90. The Prevention of Money Laundering (Taking Possession of Attached or Frozen Properties Confirmed by the Adjudicating Authority) Rules, 2013 (hereinafter referred to as Rules) notified on 19th August, 2013 lays down manner of taking possession of movable and immovable property under different circumstances. The Rules also lays down the circumstances in which possession of the property is not to be taken subject to certain terms and conditions. Thus, even though the provisions of the Act enjoin the respondent to take possession of the property but under certain circumstances possession is not to be taken. Whether possession of the property shall be taken or not will depend upon the facts and circumstances of each case. In the present case, the respondent has not issued any notice to the appellants for taking over the possession of the immovable properties and all the facts and circumstances were not disclosed before the authorities below as to why the physical possession of the properties should not be taken. Consequently, the authorities below had not adjudicated on this point.
91. The plea raised by the appellants that the word "shall" should be read as "may" and provisions of section 8(4) should be read as discretionary is not relevant in the facts and circumstances and does not require any further consideration in view of The Prevention of Money Laundering (Taking Possession of Attached or Frozen Properties Confirmed by the Adjudicating Authority) Rules, 2013 and in the above noted facts and circumstances.

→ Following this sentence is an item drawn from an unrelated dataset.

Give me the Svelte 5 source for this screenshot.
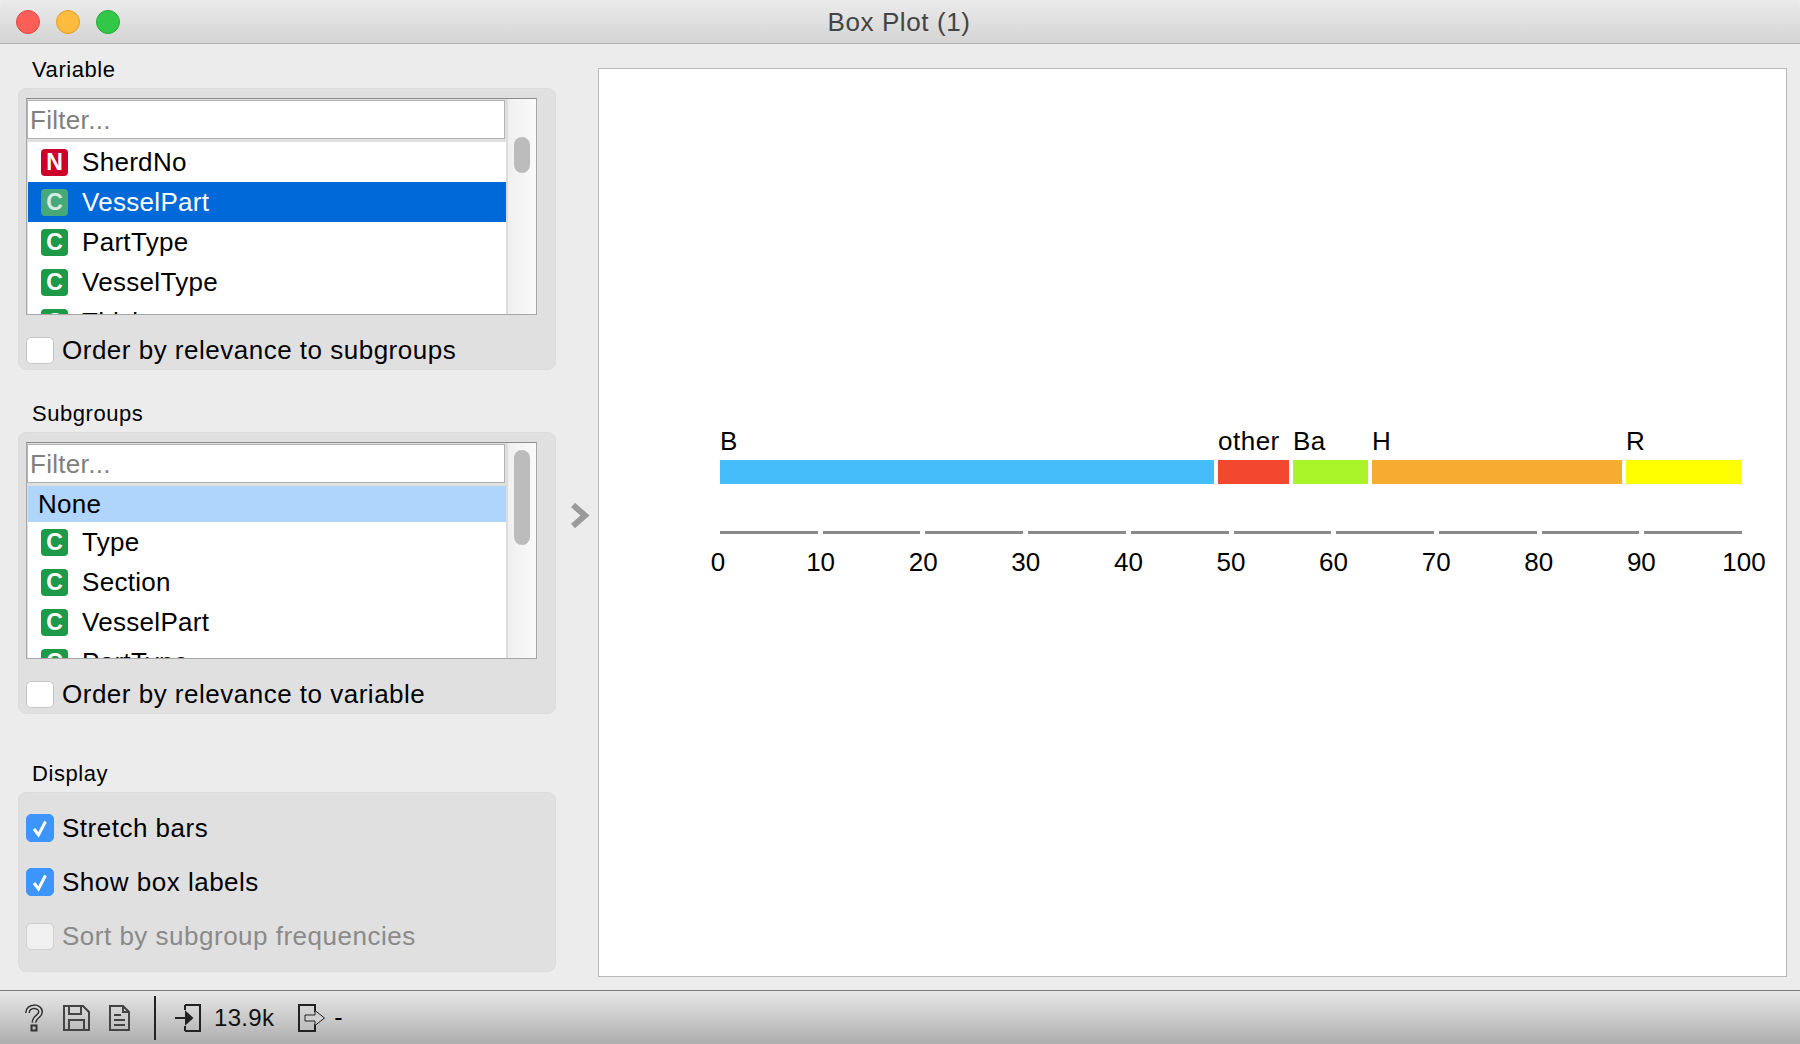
<script>
    const variables = [
        { type: "N", name: "SherdNo" },
        { type: "C", name: "VesselPart", selected: true },
        { type: "C", name: "PartType" },
        { type: "C", name: "VesselType" },
        { type: "C", name: "Thickness" }
    ];
    const subgroups = [
        { type: "C", name: "Type" },
        { type: "C", name: "Section" },
        { type: "C", name: "VesselPart" },
        { type: "C", name: "PartType" }
    ];
    const boxes = [
        { label: "B", width: 494, color: "#46bdfb" },
        { label: "other", width: 71, color: "#f1482f" },
        { label: "Ba", width: 75, color: "#aaf52a" },
        { label: "H", width: 250, color: "#f6ac30" },
        { label: "R", width: 116, color: "#ffff00" }
    ];
    const ticks = [0, 10, 20, 30, 40, 50, 60, 70, 80, 90, 100];
    const display = [
        { text: "Stretch bars", checked: true },
        { text: "Show box labels", checked: true },
        { text: "Sort by subgroup frequencies", disabled: true }
    ];
</script>

<div class="window">
    <header class="titlebar">
        <div class="lights">
            <span class="light red"></span>
            <span class="light yellow"></span>
            <span class="light green"></span>
        </div>
        <span class="title">Box Plot (1)</span>
    </header>

    <div class="main">
        <aside class="sidebar">
            <section>
                <div class="label">Variable</div>
                <div class="box">
                    <div class="listbox">
                        <div class="listcol">
                            <div class="filter">Filter...</div>
                            <ul class="rows">
                                {#each variables as v}
                                    <li class="row" class:selected={v.selected}>
                                        <span class="vicon" class:num={v.type === "N"}>{v.type}</span>
                                        {v.name}
                                    </li>
                                {/each}
                            </ul>
                        </div>
                        <div class="scroll"><div class="thumb short"></div></div>
                    </div>
                    <div class="check first"><span class="cb"></span>Order by relevance to subgroups</div>
                </div>
            </section>

            <section class="second">
                <div class="label">Subgroups</div>
                <div class="box">
                    <div class="listbox">
                        <div class="listcol">
                            <div class="filter">Filter...</div>
                            <ul class="rows">
                                <li class="row none">None</li>
                                {#each subgroups as v}
                                    <li class="row">
                                        <span class="vicon">{v.type}</span>
                                        {v.name}
                                    </li>
                                {/each}
                            </ul>
                        </div>
                        <div class="scroll"><div class="thumb long"></div></div>
                    </div>
                    <div class="check first"><span class="cb"></span>Order by relevance to variable</div>
                </div>
            </section>

            <section class="third">
                <div class="label">Display</div>
                <div class="box displaybox">
                    {#each display as d}
                        <div class="check" class:disabled={d.disabled}>
                            <span class="cb" class:on={d.checked}>
                                {#if d.checked}
                                    <svg width="28" height="28" viewBox="0 0 28 28">
                                        <path d="M8 15 L12.5 21 L19.5 7.5" fill="none" stroke="#fff" stroke-width="3" />
                                    </svg>
                                {/if}
                            </span>
                            <span class="checktext">{d.text}</span>
                        </div>
                    {/each}
                </div>
            </section>
        </aside>

        <div class="splitter">
            <svg width="20" height="27" viewBox="0 0 20 27">
                <path d="M3 3 L15 13.5 L3 24" fill="none" stroke="#9a9a9a" stroke-width="6" />
            </svg>
        </div>

        <div class="plot">
            <div class="bars">
                {#each boxes as b}
                    <div class="seg" style="width: {b.width}px">
                        <div class="seglabel">{b.label}</div>
                        <div class="bar" style="background: {b.color}"></div>
                    </div>
                {/each}
            </div>
            <div class="axis">
                {#each ticks.slice(1) as t}
                    <span class="axisline"></span>
                {/each}
            </div>
            <div class="ticks">
                {#each ticks as t}
                    <span class="tick"><span>{t}</span></span>
                {/each}
            </div>
        </div>
    </div>

    <footer class="status">
        <svg class="ic" width="20" height="28" viewBox="0 0 20 28">
            <path d="M3.5 9 C3.5 1 16.5 1 16.5 8 C16.5 12.5 10 12.5 10 18.5" fill="none" stroke="#333" stroke-width="5" />
            <path d="M3.5 9 C3.5 1 16.5 1 16.5 8 C16.5 12.5 10 12.5 10 18.5" fill="none" stroke="#d8d8d8" stroke-width="2" />
            <rect x="7.5" y="21.5" width="5" height="5" fill="none" stroke="#333" stroke-width="2" />
        </svg>
        <svg class="ic save" width="27" height="26" viewBox="0 0 27 26">
            <path d="M1 1 H20 L26 7 V25 H1 Z" fill="none" stroke="#444" stroke-width="2" />
            <path d="M6 1 V9 H18 V1 M6 25 V15 H21 V25" fill="none" stroke="#444" stroke-width="2" />
        </svg>
        <svg class="ic doc" width="21" height="26" viewBox="0 0 21 26">
            <path d="M1 1 H14 L20 7 V25 H1 Z M14 1 V7 H20" fill="none" stroke="#444" stroke-width="2" />
            <path d="M5 10 H12 M5 15 H16 M5 20 H16" fill="none" stroke="#444" stroke-width="2" />
        </svg>
        <span class="divider"></span>
        <svg class="ic" width="26" height="28" viewBox="0 0 26 28">
            <path d="M10 1 H25 V27 H10 M10 1 V6 M10 22 V27" fill="none" stroke="#222" stroke-width="2" />
            <path d="M0 14 H16 M11 8.5 L17 14 L11 19.5 Z" fill="#222" stroke="#222" stroke-width="2" />
        </svg>
        <span class="count">13.9k</span>
        <svg class="ic out" width="28" height="28" viewBox="0 0 28 28">
            <path d="M17 8 V1 H1 V27 H17 V20" fill="none" stroke="#222" stroke-width="2" />
            <path d="M7 11 H17 V6.5 L26.5 14 L17 21.5 V17 H7 Z" fill="#d0d0d0" stroke="#222" stroke-width="1" />
        </svg>
        <span class="dash">-</span>
    </footer>
</div>

<style>
    :global(body) {
        margin: 0;
        background: #ececec;
    }
    .window {
        width: 1800px;
        height: 1044px;
        display: flex;
        flex-direction: column;
        overflow: hidden;
        background: #ececec;
        font-family: "Liberation Sans", Arial, sans-serif;
        color: #000;
    }
    .titlebar {
        height: 43px;
        flex: none;
        display: flex;
        align-items: center;
        justify-content: center;
        position: relative;
        border-bottom: 1px solid #b4b4b4;
        background: linear-gradient(#ebebeb, #d4d4d4);
        border-radius: 8px 8px 0 0;
    }
    .lights {
        position: absolute;
        left: 16px;
        top: 10px;
        display: flex;
        gap: 16px;
    }
    .light {
        width: 24px;
        height: 24px;
        border-radius: 50%;
        box-sizing: border-box;
    }
    .red { background: #fc5f58; border: 1px solid #e2463f; }
    .yellow { background: #fdbc40; border: 1px solid #e09e2a; }
    .green { background: #33c748; border: 1px solid #25a934; }
    .title {
        font-size: 26px;
        letter-spacing: 0.6px;
        color: #444;
        margin: 2px 0 0 -2px;
    }

    .main {
        flex: 1;
        display: flex;
        min-height: 0;
    }
    .sidebar {
        width: 538px;
        flex: none;
        margin-left: 18px;
        padding-top: 15px;
    }
    .second { margin-top: 33px; }
    .third { margin-top: 49px; }
    .label {
        height: 20px;
        line-height: 21px;
        font-size: 22px;
        letter-spacing: 0.55px;
        padding-left: 14px;
        margin-bottom: 9px;
    }
    .box {
        height: 282px;
        box-sizing: border-box;
        padding: 9px 7px 0;
        background: #e0e0e0;
        border: 1px solid #dcdcdc;
        border-radius: 8px;
    }
    .displaybox {
        height: 180px;
        padding-top: 21px;
        display: flex;
        flex-direction: column;
        gap: 26px;
    }
    .listbox {
        height: 217px;
        width: 511px;
        box-sizing: border-box;
        display: flex;
        border: 1px solid #a6a6a6;
        border-top-color: #8c8c8c;
        overflow: hidden;
        background: #e0e0e0;
    }
    .listcol {
        width: 479px;
        flex: none;
        display: flex;
        flex-direction: column;
    }
    .filter {
        height: 39px;
        flex: none;
        box-sizing: border-box;
        margin-top: 1px;
        background: #fff;
        border: 1.5px solid #b2b2b2;
        color: #808080;
        font-size: 26px;
        letter-spacing: 0.3px;
        line-height: 39px;
        padding-left: 2px;
        margin-right: 1px;
    }
    .rows {
        list-style: none;
        margin: 3px 0 0 1px;
        padding: 0;
        background: #fff;
        flex: 1;
        overflow: hidden;
    }
    .row {
        height: 40px;
        display: flex;
        align-items: center;
        font-size: 26px;
        letter-spacing: 0.3px;
        padding-left: 13px;
    }
    .row.selected {
        background: #0069d9;
        color: #fff;
    }
    .row.none {
        height: 36px;
        background: #b0d5fd;
        padding-left: 10px;
    }
    .vicon {
        width: 27px;
        height: 27px;
        flex: none;
        margin-right: 14px;
        display: flex;
        align-items: center;
        justify-content: center;
        border-radius: 4px;
        background: #1c9a47;
        color: #fff;
        font-size: 23px;
        font-weight: bold;
        letter-spacing: 0;
    }
    .vicon.num { background: #cc0028; }
    .selected .vicon { background: #47a87a; color: #d6ece2; }
    .scroll {
        flex: 1;
        background: linear-gradient(90deg, #f0f0f0, #fafafa);
        border-left: 2px solid #dcdcdc;
        padding-left: 6px;
    }
    .thumb {
        width: 16px;
        background: #bcbcbc;
        border-radius: 8px;
    }
    .thumb.short { height: 36px; margin-top: 38px; }
    .thumb.long { height: 95px; margin-top: 7px; }
    .check {
        height: 28px;
        display: flex;
        align-items: center;
        font-size: 26px;
        line-height: 30px;
        letter-spacing: 0.5px;
    }
    .check.first { margin-top: 21px; }
    .check.disabled { color: #8a8a8a; }
    .cb {
        width: 28px;
        height: 27px;
        flex: none;
        box-sizing: border-box;
        margin-right: 8px;
        background: #fff;
        border: 1px solid #c4c4c4;
        border-radius: 5px;
    }
    .cb.on {
        background: #3d95fb;
        border-color: #3d95fb;
        height: 28px;
    }
    .cb svg { display: block; margin: -1px; }
    .disabled .cb {
        background: #f0f0f0;
        border-color: #cfcfcf;
    }

    .splitter {
        width: 42px;
        box-sizing: border-box;
        flex: none;
        display: flex;
        align-items: center;
        justify-content: center;
        padding: 0 0 4px 6px;
    }
    .plot {
        width: 1189px;
        box-sizing: border-box;
        flex: none;
        margin: 24px 0 13px;
        padding: 360px 0 0 121px;
        background: #fff;
        border: 1px solid #b9b9b9;
    }
    .bars {
        display: flex;
        gap: 4px;
    }
    .seglabel {
        height: 31px;
        line-height: 24px;
        font-size: 26px;
        letter-spacing: 0.5px;
        white-space: nowrap;
    }
    .bar { height: 24px; }
    .axis {
        display: flex;
        gap: 5px;
        width: 1022px;
        margin-top: 47px;
    }
    .axisline {
        flex: 1;
        height: 3px;
        background: #8a8a8a;
    }
    .ticks {
        display: flex;
        justify-content: space-between;
        width: 1026px;
        margin: 14px 0 0 -2px;
    }
    .tick {
        width: 0;
        display: flex;
        justify-content: center;
        font-size: 26px;
        line-height: 28px;
    }
    .tick span { white-space: nowrap; }

    .status {
        height: 53px;
        flex: none;
        display: flex;
        align-items: center;
        padding-left: 24px;
        border-top: 1px solid #7c7c7c;
        background: linear-gradient(#e8e8e8, #adadad);
    }
    .ic { flex: none; display: block; }
    .save { margin-left: 19px; }
    .doc { margin-left: 19px; }
    .divider {
        width: 2px;
        height: 44px;
        background: #222;
        margin: 0 19px 0 24px;
    }
    .count {
        font-size: 24px;
        letter-spacing: 0.3px;
        margin: 0 24px 0 13px;
        color: #111;
    }
    .dash {
        font-size: 25px;
        margin-left: 8px;
    }
</style>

92. In the facts and circumstances and for the above discussed reasons, the appellants have failed to make out any illegality or irregularity in the orders of the Adjudicating Authority. Therefore, for the above noted reasons, the pleas of the appellants are repelled and there are no merit in these appeals and they are liable to be dismissed. The above noted appeals are therefore, dismissed. All the pending applications in the appeals are also disposed of. The parties are however, left to bear their own costs.